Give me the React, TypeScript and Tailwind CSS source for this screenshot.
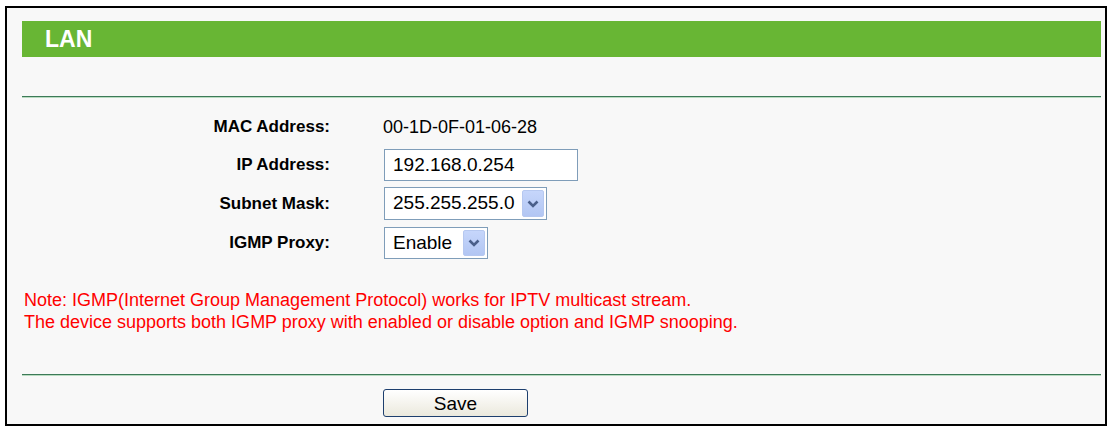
import React from 'react';

const font = { fontFamily: '"Liberation Sans", Arial, sans-serif' };

function Chevron() {
  return (
    <svg width="12" height="8" viewBox="0 0 12 8" className="block">
      <path d="M1.5 1.5 L6 6 L10.5 1.5" fill="none" stroke="#4a5f8a" strokeWidth="2.6" />
    </svg>
  );
}

function Divider() {
  return (
    <div className="w-full">
      <div className="h-[1px] bg-[#3d7a58]" />
      <div className="h-[1px] bg-[#b9dcc1]" />
    </div>
  );
}

function FakeSelect({ value, width }: { value: string; width: string }) {
  return (
    <div
      className={`flex h-full items-stretch border border-[#7f9db9] bg-white p-[2px] ${width}`}
    >
      <span className="flex flex-1 items-center pl-[6px] text-[19px] text-black">{value}</span>
      <span className="flex w-[22px] items-center justify-center rounded-[2px] border border-[#b6c8f0] bg-gradient-to-b from-[#c6d6fb] to-[#b2c6f3]">
        <Chevron />
      </span>
    </div>
  );
}

export default function App() {
  return (
    <div className="h-[429px] w-[1112px] bg-white pl-[5px] pt-[6px]" style={font}>
      <div className="h-[420px] w-[1102px] border-2 border-black bg-[#f8f8f8] pl-[15px] pr-[4px] pt-[13px]">
        <div className="flex h-[36px] items-center bg-[#68b634] pl-[23px] text-[23px] font-bold text-white">
          LAN
        </div>
        <div className="mt-[39px]">
          <Divider />
        </div>

        <div className="mt-[10px] flex flex-col">
          <div className="flex h-[38px] items-center">
            <span className="w-[308px] text-right text-[17px] font-bold text-black">MAC Address:</span>
            <span className="ml-[53px] text-[18px] text-black">00-1D-0F-01-06-28</span>
          </div>
          <div className="mt-[3px] flex h-[32px] items-center">
            <span className="w-[308px] text-right text-[17px] font-bold text-black">IP Address:</span>
            <div className="ml-[54px] flex h-full w-[194px] items-center border border-[#7f9db9] bg-white pl-[8px] text-[19px] text-black">
              192.168.0.254
            </div>
          </div>
          <div className="mt-[6px] flex h-[33px] items-center">
            <span className="w-[308px] text-right text-[17px] font-bold text-black">Subnet Mask:</span>
            <div className="ml-[54px] h-full">
              <FakeSelect value="255.255.255.0" width="w-[163px]" />
            </div>
          </div>
          <div className="mt-[7px] flex h-[32px] items-center">
            <span className="w-[308px] text-right text-[17px] font-bold text-black">IGMP Proxy:</span>
            <div className="ml-[54px] h-full">
              <FakeSelect value="Enable" width="w-[104px]" />
            </div>
          </div>
        </div>

        <div className="mt-[30px] pl-[2px] text-[18px] leading-[22px] text-[#ff0000]">
          <p>Note: IGMP(Internet Group Management Protocol) works for IPTV multicast stream.</p>
          <p>The device supports both IGMP proxy with enabled or disable option and IGMP snooping.</p>
        </div>

        <div className="mt-[41px]">
          <Divider />
        </div>

        <div className="mt-[13px] flex">
          <button className="ml-[361px] h-[28px] w-[145px] rounded-[3px] border border-[#1d3f6e] bg-gradient-to-b from-white to-[#ebe9dd] text-[19px] text-black">
            Save
          </button>
        </div>
      </div>
    </div>
  );
}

**The exercise:** Copy out each line word for word, please, skipping the images.

**Response below:**
Give me the React, TypeScript and Tailwind CSS source for this screenshot.
import React from 'react';

const font = { fontFamily: '"Liberation Sans", Arial, sans-serif' };

function Chevron() {
  return (
    <svg width="12" height="8" viewBox="0 0 12 8" className="block">
      <path d="M1.5 1.5 L6 6 L10.5 1.5" fill="none" stroke="#4a5f8a" strokeWidth="2.6" />
    </svg>
  );
}

function Divider() {
  return (
    <div className="w-full">
      <div className="h-[1px] bg-[#3d7a58]" />
      <div className="h-[1px] bg-[#b9dcc1]" />
    </div>
  );
}

function FakeSelect({ value, width }: { value: string; width: string }) {
  return (
    <div
      className={`flex h-full items-stretch border border-[#7f9db9] bg-white p-[2px] ${width}`}
    >
      <span className="flex flex-1 items-center pl-[6px] text-[19px] text-black">{value}</span>
      <span className="flex w-[22px] items-center justify-center rounded-[2px] border border-[#b6c8f0] bg-gradient-to-b from-[#c6d6fb] to-[#b2c6f3]">
        <Chevron />
      </span>
    </div>
  );
}

export default function App() {
  return (
    <div className="h-[429px] w-[1112px] bg-white pl-[5px] pt-[6px]" style={font}>
      <div className="h-[420px] w-[1102px] border-2 border-black bg-[#f8f8f8] pl-[15px] pr-[4px] pt-[13px]">
        <div className="flex h-[36px] items-center bg-[#68b634] pl-[23px] text-[23px] font-bold text-white">
          LAN
        </div>
        <div className="mt-[39px]">
          <Divider />
        </div>

        <div className="mt-[10px] flex flex-col">
          <div className="flex h-[38px] items-center">
            <span className="w-[308px] text-right text-[17px] font-bold text-black">MAC Address:</span>
            <span className="ml-[53px] text-[18px] text-black">00-1D-0F-01-06-28</span>
          </div>
          <div className="mt-[3px] flex h-[32px] items-center">
            <span className="w-[308px] text-right text-[17px] font-bold text-black">IP Address:</span>
            <div className="ml-[54px] flex h-full w-[194px] items-center border border-[#7f9db9] bg-white pl-[8px] text-[19px] text-black">
              192.168.0.254
            </div>
          </div>
          <div className="mt-[6px] flex h-[33px] items-center">
            <span className="w-[308px] text-right text-[17px] font-bold text-black">Subnet Mask:</span>
            <div className="ml-[54px] h-full">
              <FakeSelect value="255.255.255.0" width="w-[163px]" />
            </div>
          </div>
          <div className="mt-[7px] flex h-[32px] items-center">
            <span className="w-[308px] text-right text-[17px] font-bold text-black">IGMP Proxy:</span>
            <div className="ml-[54px] h-full">
              <FakeSelect value="Enable" width="w-[104px]" />
            </div>
          </div>
        </div>

        <div className="mt-[30px] pl-[2px] text-[18px] leading-[22px] text-[#ff0000]">
          <p>Note: IGMP(Internet Group Management Protocol) works for IPTV multicast stream.</p>
          <p>The device supports both IGMP proxy with enabled or disable option and IGMP snooping.</p>
        </div>

        <div className="mt-[41px]">
          <Divider />
        </div>

        <div className="mt-[13px] flex">
          <button className="ml-[361px] h-[28px] w-[145px] rounded-[3px] border border-[#1d3f6e] bg-gradient-to-b from-white to-[#ebe9dd] text-[19px] text-black">
            Save
          </button>
        </div>
      </div>
    </div>
  );
}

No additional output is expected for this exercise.